Наконец, в переписке не забыта была и сердечная привязанность – Анна Ивановна Монс. Сохранились за это время два ее письма – от 28 мая и от 25 июля, оба в ответ на не дошедшие до нас письма Петра. В первом вслед за многословными изъявлениями благодарности за то, что пожаловал, дал ведать о своем многолетнем здоровье и т. д., и пожеланиями здоровья, счастливого пребывания и скорого возвращения Анна Ивановна отвечает на просьбу Петра о присылке какой-то цедрооли: «А что изволили писать об цедрооли, и я ожидаю всякой час, и как скоро привезут, и я, не замешкав, пошлу, и если бы у меня убогой крылие былы, и я бы тебе, милостивому государю, сама принесла». Склонность к ней Петра Анна Ивановна не прочь была использовать для устройства дел, о которых ее просили, зная ее близость к царю. Так, в приводимом письме она хлопочет перед царем за вдову Петра Салтыкова в ее тяжбе с неким Лобановым и просит царя указать перенести ее дело из Семеновского приказа в какой-нибудь другой; если же это царю неугодно, то, по крайней мере, не велеть брать людей Салтыковой на правеж до его возвращения в Москву. «Мне, государь, – заканчивает письмо Анна Ивановна, – от ней упокою нет, непрестанно присылает с великими слезами. Пожалуй, государь, не прогневися, что я об делах докучаю милости твоей. За сим здравствуй, милостивой государь, на множество лет. Sein getreue Dinnerin bet in mein Dot. A. M. M. Den 28 Маi». Видимо, царю не очень понравилось вмешательство Анны Монс в дело Салтыковой с Лобановым, и, должно быть, он это ей дал понять. По крайней мере, в следующем письме от 25 июля она пишет: «Прошу у тебя, милостивова государя, пожалуй, прасти [в] вине моей меня, убогую рабу свою, что я к милости твоей писала об деле Солтиковой вдовы; я о том опосна, чтобы фпредь какова гневу не было от тебя, милостивова государя, что я так дерзновенно зделала. Sein getreue Dinnerin bis in mein Tod. A. M. M. Dem 25 Julii»[162].
XIII. Плавание к Керчи
В воскресенье 30 июля в девятом часу утра был созван военный совет на корабле адмирала; было указано, чтобы все окончательно было приготовлено к плаванию, на что собравшиеся, к великому удовольствию царя, как замечает Крюйс, отвечали, что «все готово и корабли совсем вооружены». Царь при этом приказал всем офицерам быть готовыми к производству при первом же благоприятном ветре примерного морского сражения – «с эскадрою обучительную баталию держать». Он дал было уже и сигнал к началу такого маневра, чтобы якоря вынимали и шли на глубокую воду. Однако ветер к полудню спал, и маневр пришлось отложить[163].

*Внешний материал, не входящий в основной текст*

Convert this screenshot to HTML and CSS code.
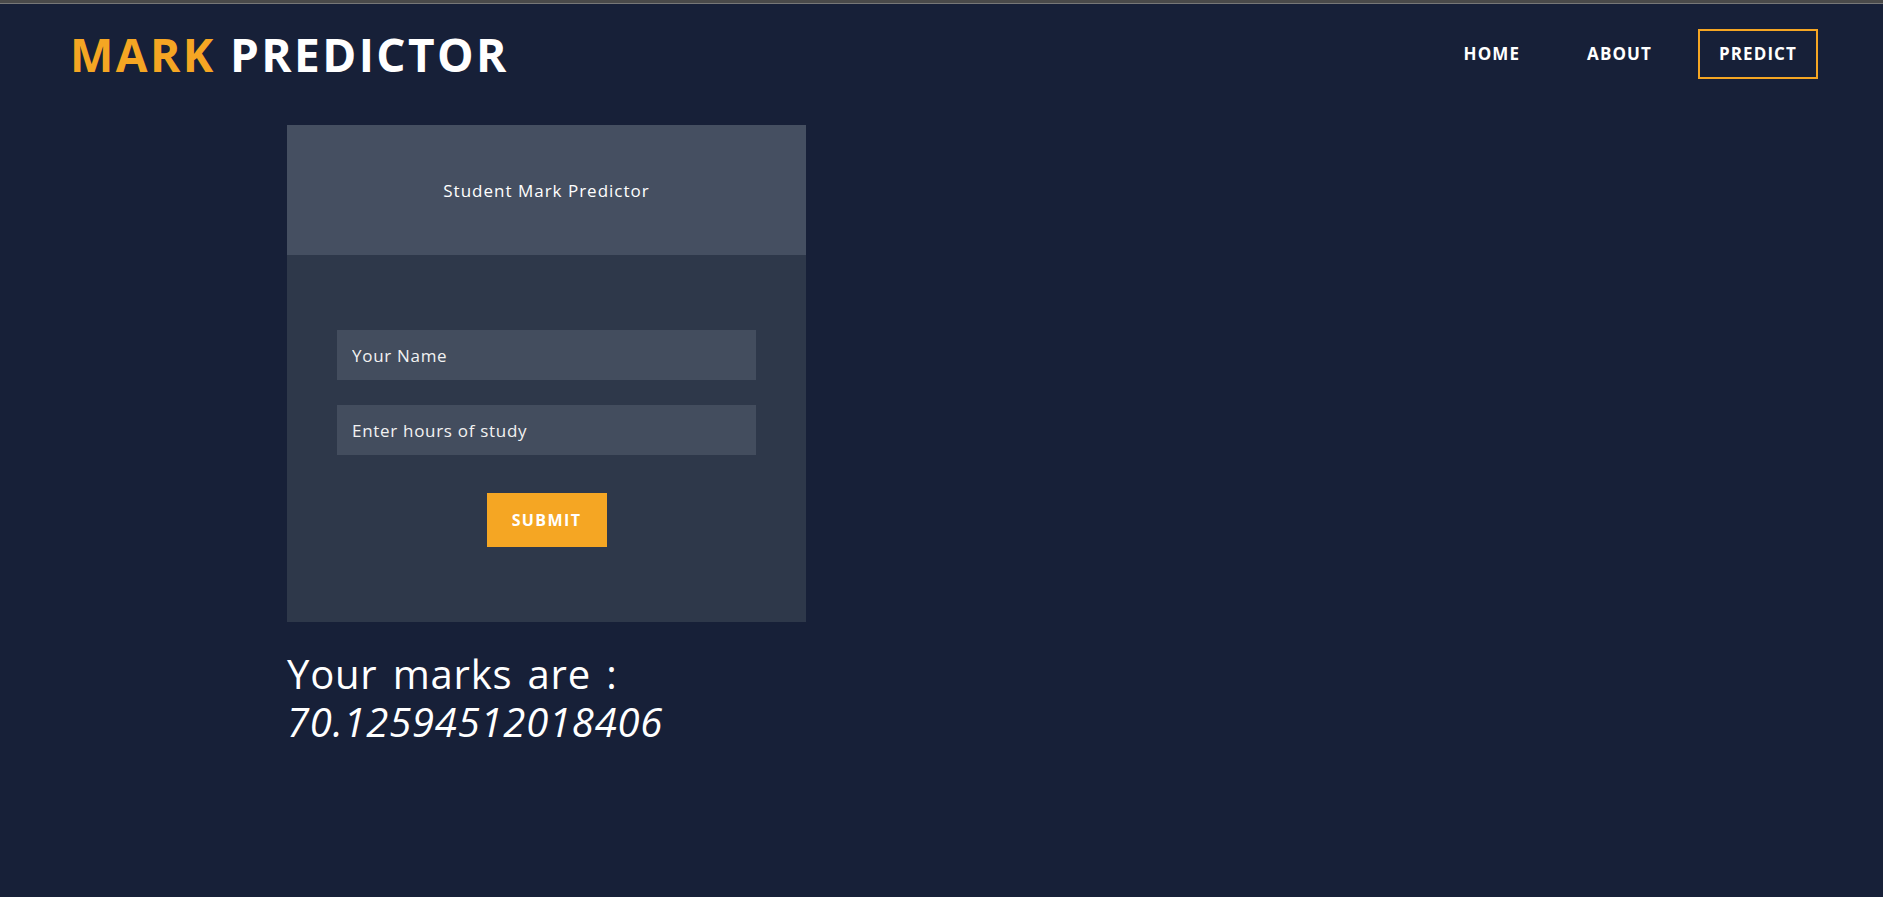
FILE: index.html
```html
<!DOCTYPE html>
<html lang="en">
<head>
<meta charset="utf-8">
<title>Mark Predictor</title>
<link rel="stylesheet" href="styles.css">
</head>
<body>
<div class="topbar"></div>
<header class="site-header">
  <div class="logo"><span class="logo-accent">MARK</span> PREDICTOR</div>
  <nav class="nav">
    <a class="nav-link" href="#">HOME</a>
    <a class="nav-link" href="#">ABOUT</a>
    <a class="nav-link nav-link-active" href="#">PREDICT</a>
  </nav>
</header>
<main class="main">
  <section class="card">
    <div class="card-head">Student Mark Predictor</div>
    <form class="card-body">
      <input class="field" type="text" placeholder="Your Name">
      <input class="field" type="text" placeholder="Enter hours of study">
      <button class="submit" type="button">SUBMIT</button>
    </form>
  </section>
  <h2 class="result"><span class="result-line">Your marks are :</span><em class="result-value">70.12594512018406</em></h2>
</main>
</body>
</html>
```
FILE: styles.css
```css
* { box-sizing: border-box; }
html, body {
  margin: 0;
  padding: 0;
  background: #172038;
  color: #ffffff;
  font-family: "Open Sans", "Noto Sans", sans-serif;
  height: 100%;
  overflow: hidden;
}
.topbar {
  height: 4px;
  background: #4a4a4a;
  border-bottom: 1px solid #777777;
}
.site-header {
  display: flex;
  align-items: center;
  justify-content: space-between;
  padding: 25px 65px 26px 70px;
}
.logo {
  font-size: 46px;
  font-weight: 700;
  line-height: 50px;
  letter-spacing: 2.4px;
}
.logo-accent { color: #f5a623; }
.nav {
  display: flex;
  align-items: center;
  gap: 25px;
}
.nav-link {
  display: block;
  color: #ffffff;
  text-decoration: none;
  font-size: 17px;
  font-weight: 700;
  line-height: 22px;
  padding: 12px 19px;
  border: 2px solid transparent;
  letter-spacing: 1.1px;
}
.nav-link-active { border-color: #f5a623; }
.main {
  padding: 20px 0 0 287px;
}
.card {
  width: 519px;
  background: #2e384a;
}
.card-head {
  height: 130px;
  background: #454f61;
  display: flex;
  align-items: center;
  justify-content: center;
  font-size: 17px;
  font-weight: 500;
  letter-spacing: 1px;
}
.card-body {
  padding: 75px 50px;
  display: flex;
  flex-direction: column;
  align-items: center;
  margin: 0;
}
.field {
  width: 100%;
  height: 50px;
  border: none;
  outline: none;
  background: #434d5e;
  color: #ffffff;
  font-family: inherit;
  font-size: 17px;
  letter-spacing: 0.7px;
  padding: 0 15px;
  margin-bottom: 25px;
}
.field::placeholder { color: #f2f2f2; opacity: 1; }
.field + .field { margin-bottom: 38px; }
.submit {
  width: 120px;
  height: 54px;
  border: none;
  background: #f5a623;
  color: #ffffff;
  font-family: inherit;
  font-size: 16px;
  font-weight: 700;
  letter-spacing: 1.4px;
  cursor: pointer;
}
.result {
  margin: 28px 0 0;
  font-size: 40px;
  font-weight: 400;
  letter-spacing: 0.8px;
}
.result-line,
.result-value {
  display: block;
  height: 48px;
  line-height: 48px;
}
.result-line { word-spacing: 4px; }
.result-value { font-style: italic; }
```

Эскадра, назначенная к плаванию в Керчь, составилась из 10 больших кораблей; именно в нее вошли корабли: «Скорпион» – 62 пушки, на нем адмирал Ф.А. Головин, «Благое начало» – вице-адмирал Крюйс, «Цвет войны» – шоутбейнахт фон Рез, «Отворенные врата» – капитан Петр Михайлов, далее «Апостол Петр», «Сила», «Безбоязнь», «Соединение», «Меркурий», «Крепость» – на них капитанами были иностранные офицеры. На корабле «Крепость» находилось посольство, перебравшееся на него со своих будар еще 22 июля. Сверх этих больших судов в состав эскадры входили: 2 галеры – «Периная тягота» и «Заячий бег», кипарисная яхта царя, 2 галиота, 3 бригантины и 4 казачьих струга, на которых находилось 500 выборных казаков с атаманом Фролом Минаевым[164]. Чтобы получить представление о составе экипажа на кораблях, приведем для примера состав экипажа 46-пушечного корабля «Крепость», точно перечисленный в «Статейном списке» посольства. Кроме посольства на нем находились: а) иностранцы: капитан голландец Петр фон Памбург, лейтенант Лукас Гендриксон, 2 штурмана, 1 подштурман, 1 боцман, 2 боцмансамт, 1 кон-стапель, 1 лекарь, 1 толмач, 16 матросов; б) русские служилые люди Преображенского и Семеновского полков: 2 сержанта, 1 каптенармус, 5 матросов из тех же преображенцев и семеновцев, исполнявших со времени Азовских походов также и матросскую службу, 1 ротный писарь, 4 капрала, 2 барабанщика, 96 рядовых солдат. Всего иностранцев и русских в составе экипажа было, следовательно, 138 человек[165]. На всех судах эскадры насчитывалось 2000 солдат Преображенского и Семеновского полков «во всякой воинской готовности»[166].